Rep. Emmanuel Cleaver, Congressional Black Caucus Chairman: “While the trend is getting better, far too little attention is paid to mental health and the racial and ethnic disparities that exist not only in mental health care, but in mental health status. For example, African Americans are 20% more likely than Whites to report psychological distress, yet are more than two times less likely than Whites to receive antidepressants, and a report from the Surgeon General found that the suicide rate among African Americans, aged 10 to 14 years, increased 233% from 1980 to 1995. Now that the Supreme Court has upheld the Affordable Care Act, we -- as a nation -- have never had a better opportunity to work to eliminate racial and ethnic mental health disparities, destigmatize mental health illnesses, improve our mental health screenings and diagnoses, expand access to needed mental health care services and treatments, and ensure that the mental health and wellness of every citizen in this nation is protected, preserved and improved.”

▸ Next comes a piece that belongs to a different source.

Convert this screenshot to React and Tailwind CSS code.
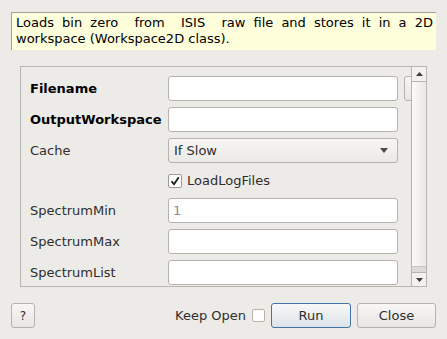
import React from "react";

const font = { fontFamily: '"DejaVu Sans", sans-serif' };

function Field({ label, bold, children }) {
  return (
    <>
      <div
        className={`flex items-center h-[25px] text-[13px] text-[#2e2e2e] ${
          bold ? "font-bold text-black" : ""
        }`}
      >
        {label}
      </div>
      <div className="flex items-center gap-[6px]">{children}</div>
    </>
  );
}

function TextBox({ value, placeholder }) {
  return (
    <div className="w-[230px] h-[25px] shrink-0 bg-white border border-[#b6b3ae] rounded-[3px] flex items-center px-[4px] text-[13px] text-[#2e2e2e]">
      {value}
      {placeholder && <span className="text-[#8c8c8c]">{placeholder}</span>}
    </div>
  );
}

export default function App() {
  return (
    <div
      className="w-[447px] h-[339px] bg-[#edebe8] relative overflow-hidden"
      style={font}
    >
      <div className="pt-[12px] px-[11px]">
        <div className="h-[38px] bg-[#ffffdc] border-l border-t border-[#a0a0a0] border-r-[#f4f4f4] border-b-[#f4f4f4] pl-[4px] pr-[3px] pt-[2px] text-[13px] leading-[16px] text-black text-justify">
          Loads bin zero&nbsp; from&nbsp; ISIS&nbsp; raw file and stores it in a 2D
          workspace (Workspace2D class).
        </div>
      </div>

      <div className="mt-[16px] ml-[20px] w-[407px] h-[221px] border border-[#b8b5b0] flex">
        <div className="flex-1 overflow-hidden pt-[9px] pl-[9px]">
          <div className="grid grid-cols-[132px_auto] gap-x-[6px] gap-y-[6px] w-[420px]">
            <Field label="Filename" bold>
              <TextBox />
              <div className="w-[30px] h-[25px] shrink-0 rounded-[3px] border border-[#b6b3ae] bg-gradient-to-b from-[#f6f5f4] to-[#e8e6e3]" />
            </Field>
            <Field label="OutputWorkspace" bold>
              <TextBox />
            </Field>
            <Field label="Cache">
              <div className="w-[230px] h-[25px] shrink-0 border border-[#b6b3ae] rounded-[3px] bg-gradient-to-b from-[#f8f7f6] to-[#ebe9e6] flex items-center justify-between pl-[5px] pr-[9px] text-[13px] text-[#2e2e2e]">
                <span>If Slow</span>
                <svg width="8" height="5" viewBox="0 0 8 5">
                  <path d="M0 0H8L4 5Z" fill="#4a4a4a" />
                </svg>
              </div>
            </Field>
            <div className="h-[23px]" />
            <div className="flex items-center h-[23px] gap-[5px] text-[13px] text-[#2e2e2e]">
              <div className="w-[14px] h-[14px] bg-white border border-[#9e9b97] rounded-[2px] flex items-center justify-center">
                <svg width="10" height="10" viewBox="0 0 10 10">
                  <path
                    d="M1.5 5.2L4 8.3L8.7 1.2"
                    fill="none"
                    stroke="#1c1c1c"
                    strokeWidth="1.8"
                  />
                </svg>
              </div>
              <span>LoadLogFiles</span>
            </div>
            <Field label="SpectrumMin">
              <TextBox placeholder="1" />
            </Field>
            <Field label="SpectrumMax">
              <TextBox />
            </Field>
            <Field label="SpectrumList">
              <TextBox />
            </Field>
          </div>
        </div>

        <div className="w-[15px] h-full border-l border-[#b8b5b0] flex flex-col bg-gradient-to-r from-[#fafafa] to-[#ebe9e6]">
          <div className="h-[15px] border-b border-[#b8b5b0] flex items-center justify-center bg-[#f2f1ef]">
            <svg width="7" height="4" viewBox="0 0 7 4">
              <path d="M0 4H7L3.5 0Z" fill="#3c3c3c" />
            </svg>
          </div>
          <div className="flex-1" />
          <div className="h-[6px] bg-[#dcdad6] border-t border-[#c8c5c0]" />
          <div className="h-[14px] border-t border-[#b8b5b0] flex items-center justify-center bg-[#f2f1ef]">
            <svg width="7" height="4" viewBox="0 0 7 4">
              <path d="M0 0H7L3.5 4Z" fill="#3c3c3c" />
            </svg>
          </div>
        </div>
      </div>

      <div className="mt-[16px] px-[11px] flex items-center h-[25px]">
        <div className="w-[24px] h-[25px] border border-[#b6b3ae] rounded-[3px] bg-gradient-to-b from-[#f8f7f6] to-[#e8e6e3] flex items-center justify-center text-[12px] text-[#2e2e2e]">
          ?
        </div>
        <div className="flex-1" />
        <span className="text-[13px] text-[#2e2e2e] mr-[6px]">Keep Open</span>
        <div className="w-[13px] h-[13px] bg-white border border-[#b6b3ae] rounded-[2px] mr-[6px]" />
        <div className="w-[80px] h-[25px] border border-[#3f76a8] rounded-[3px] bg-gradient-to-b from-[#f8f8f8] to-[#dde3e8] flex items-center justify-center text-[13px] text-[#2e2e2e]">
          Run
        </div>
        <div className="w-[79px] h-[25px] ml-[6px] border border-[#b6b3ae] rounded-[3px] bg-gradient-to-b from-[#f8f7f6] to-[#e8e6e3] flex items-center justify-center text-[13px] text-[#2e2e2e]">
          Close
        </div>
      </div>
    </div>
  );
}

To honor a life-long advocate for mental health, Congress designated July as Bebe Moore Campbell National Minority Mental Health Awareness Month in 2008. Before her untimely death in 2006, Campbell was an author and co-founder of the National Alliance on Mental Illness Urban Los Angeles. The goal of National Minority Mental Health Month is to increase awareness of mental illness, prevention, treatment, and research in diverse communities.

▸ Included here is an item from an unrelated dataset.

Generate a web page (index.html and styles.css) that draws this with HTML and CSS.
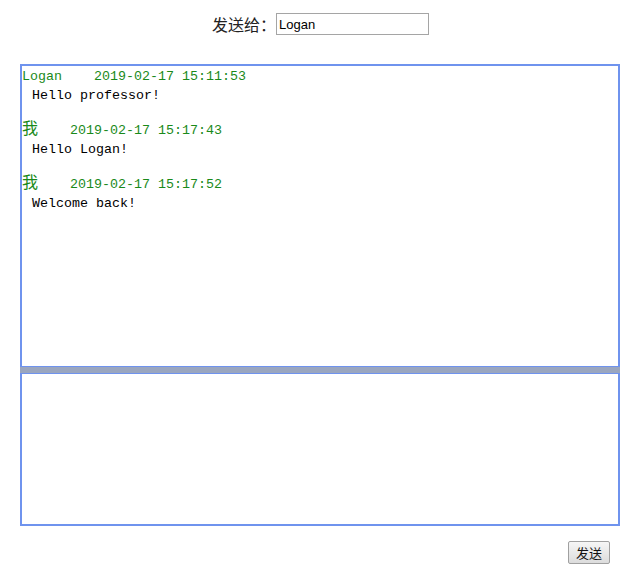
FILE: index.html
```html
<!DOCTYPE html>
<html lang="zh-CN">
<head>
    <meta charset="UTF-8">
    <title>聊天</title>
    <link rel="stylesheet" href="styles.css">
</head>
<body>

    <!-- 收件人 -->
    <div class="to-row">
        <label for="toUser">发送给：</label><input type="text" id="toUser" class="to-input" value="Logan">
    </div>

    <!-- 聊天窗口 -->
    <div class="chat">
        <div class="msg-box">
            <div class="msg">
                <div class="msg-head">Logan&nbsp;&nbsp;&nbsp;&nbsp;2019-02-17 15:11:53</div>
                <div class="msg-text">Hello professor!</div>
            </div>
            <div class="msg">
                <div class="msg-head"><span class="me">我</span>&nbsp;&nbsp;&nbsp;&nbsp;2019-02-17 15:17:43</div>
                <div class="msg-text">Hello Logan!</div>
            </div>
            <div class="msg">
                <div class="msg-head"><span class="me">我</span>&nbsp;&nbsp;&nbsp;&nbsp;2019-02-17 15:17:52</div>
                <div class="msg-text">Welcome back!</div>
            </div>
        </div>
        <div class="splitter"></div>
        <textarea class="input-box"></textarea>
        <div class="actions">
            <button type="button" class="send-btn">发送</button>
        </div>
    </div>

</body>
</html>
```

FILE: styles.css
```css
body {
    margin: 0;
    font-family: "Liberation Sans", "Noto Sans CJK SC", sans-serif;
    background-color: #fff;
    color: #000;
}

/* top row */
.to-row {
    text-align: center;
    padding: 12px 0 0 3px;
    height: 64px;
    box-sizing: border-box;
    font-size: 16px;
}

.to-row label {
    color: #222;
    vertical-align: middle;
}

.to-input {
    width: 153px;
    height: 22px;
    box-sizing: border-box;
    border: 1px solid #a5a5a5;
    padding: 1px 2px;
    font-family: "Liberation Sans", sans-serif;
    font-size: 13px;
    vertical-align: middle;
    margin: 0;
}

/* chat area */
.chat {
    width: 600px;
    margin-left: 20px;
}

.msg-box {
    height: 303px;
    box-sizing: border-box;
    border: 2px solid #6f93ee;
    border-bottom-width: 1px;
    padding-top: 1px;
    font-family: "Liberation Mono", "Noto Sans CJK SC", monospace;
    font-size: 13.33px;
    line-height: 19px;
    overflow: hidden;
}

.msg {
    margin-bottom: 16px;
}

.msg-head {
    color: #1a8a1a;
    white-space: nowrap;
}

.me {
    display: inline-block;
    width: 16px;
    font-size: 16px;
    line-height: 19px;
}

.msg-text {
    padding-left: 10px;
}

.splitter {
    height: 6px;
    background-color: #9aa6bf;
}

.input-box {
    display: block;
    width: 600px;
    height: 153px;
    box-sizing: border-box;
    border: 2px solid #6f93ee;
    border-top-width: 1px;
    margin: 0;
    padding: 2px;
    resize: none;
    outline: none;
}

.actions {
    text-align: right;
    padding: 15px 10px 0 0;
}

.send-btn {
    width: 42px;
    height: 23px;
    padding: 0;
    font-family: "Noto Sans CJK SC", sans-serif;
    font-size: 13px;
    color: #111;
    background: linear-gradient(#f6f6f6, #dcdcdc);
    border: 1px solid #a0a0a0;
    border-radius: 2px;
}
```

According to the Office of Minority Health:
- The death rate from suicide for African American men was almost six times that for African American women, in 2008.
- African Americans are 20% more likely to report having serious psychological distress than Non-Hispanic Whites.
- Older Asian American women have the highest suicide rate of all women over age 65 in the United States.
- Suicide attempts for Hispanic girls, grades 9-12, were 70% higher than for White girls in the same age group, in 2011.
- While the overall death rate from suicide for American Indian/Alaska Natives is comparable to the White population, adolescent American Indian/Alaska Natives have death rates at twice the rate for Whites in the same age groups.
- National Native Hawaiian/Pacific Islander mental health data is limited at this time. Data will be published as it is released in reports published by the CDC.